19 von 20 Kunden fanden die folgende Rezension hilfreich
Good but not one of Bryson's best,
Rezension bezieht sich auf: At Home: A short history of private life (Gebundene Ausgabe)
As a big fan of Bill Bryson, I have to start by saying that ANY book from Bill Bryson will pack you so full of trivia that you can use to impress the masses at fancy dinner parties and will entertain on a level not easily accomplished by other, less talented authors. I have read not all, but many books from the vast Bryson library; A Walk In The Woods, I'm A Stranger Here Myself, The Life and Times of Thunderbolt Kid, A Short History of Nearly Everything, Shakespeare and Notes From A Small Island.
For Bryson standards "At Home" is merely okay and although entertaining, is not up to the standards set in a "I'm A Stranger Here Myself" or "A Walk in the Woods", which I consider to be Bryson's best. I found "At Home" to be meandering and even, dare I say it, at times a bit boring because of the sheer amount of information presented. Bryson's research and detail, as always, is unsurpassed and I assume his facts are correct, although looking through some reviews at Amazon UK I see that this is brought into question in a couple reviews.

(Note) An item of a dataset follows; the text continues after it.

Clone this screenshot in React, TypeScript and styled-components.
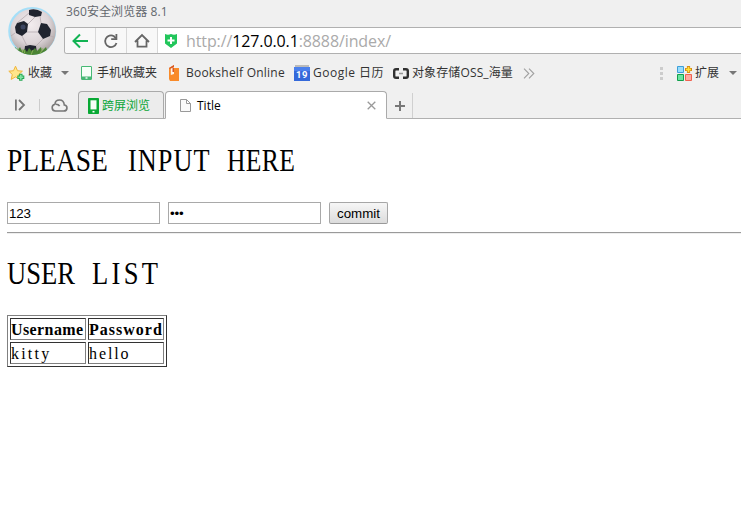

One problem that I have with the book is that it is not at all what I expected given the title and book description. The themes throughout the book are often only very loosely connected to any typical room or item in a modern home, and often Bryson wanders off topic and the connection to home life is no longer evident. This is not to say that what is covered isn't, for the most part, fascinating, Bryson discusses topics such as child labor during the industrial revolution, the significance of the spice trade and how bloody it became and Charles Darwin and his little excursion where he formulated the theory of evolution. Although I did enjoy this book my expectations of what I would be reading about and what I ended up getting were not one and the same.
Another reason that "At Home" isn't as great as some of his other books is that the fresh and clever humor that I have come to expect and cherish in a well crafted Bryson tome is for the most part, absent. Bryson weaves his facts and stories artfully as always but mostly without the little obvious or clever comment that makes one laugh out loud such as the following gem in which Bryson recounts the goods on display in London's Crystal Palace in 1851:
"If the building itself was a marvel, the wonders within were no less so. Almost 100,000 objects were on display, spread among some 14,000 exhibits. Among the novelties were a knife with 1,851 blades, furniture carved from furniture-sized blocks of coal (for no reason other than to show that it could be done), a four sided piano for homey quartets, a bed that became a life raft and another that tipped its startled occupant into a freshly drawn bath"
Unfortunately passages like these that make you laugh out loud are few and far between in "At Home".
Most of "At Home" centers on the Victorian age in Britain (and to a lesser degree in America) as that is the time when Bryson's home was originally constructed and many of the terms Bryson refers to come from the original architectural blueprint that was used to erect the home. So "At Home" could have easily been titled "The Victorian Homestead" or something that gave a nod to the time period and we would have had a clearer idea of what to expect.
In any case, any, and I do mean ANY Bryson book is always worth a read, but if you are not familiar with Bill Bryson's work, I would recommended starting on one of his earlier books and eventually coming round to "At Home" after you have tasted the best Bryson has to offer first.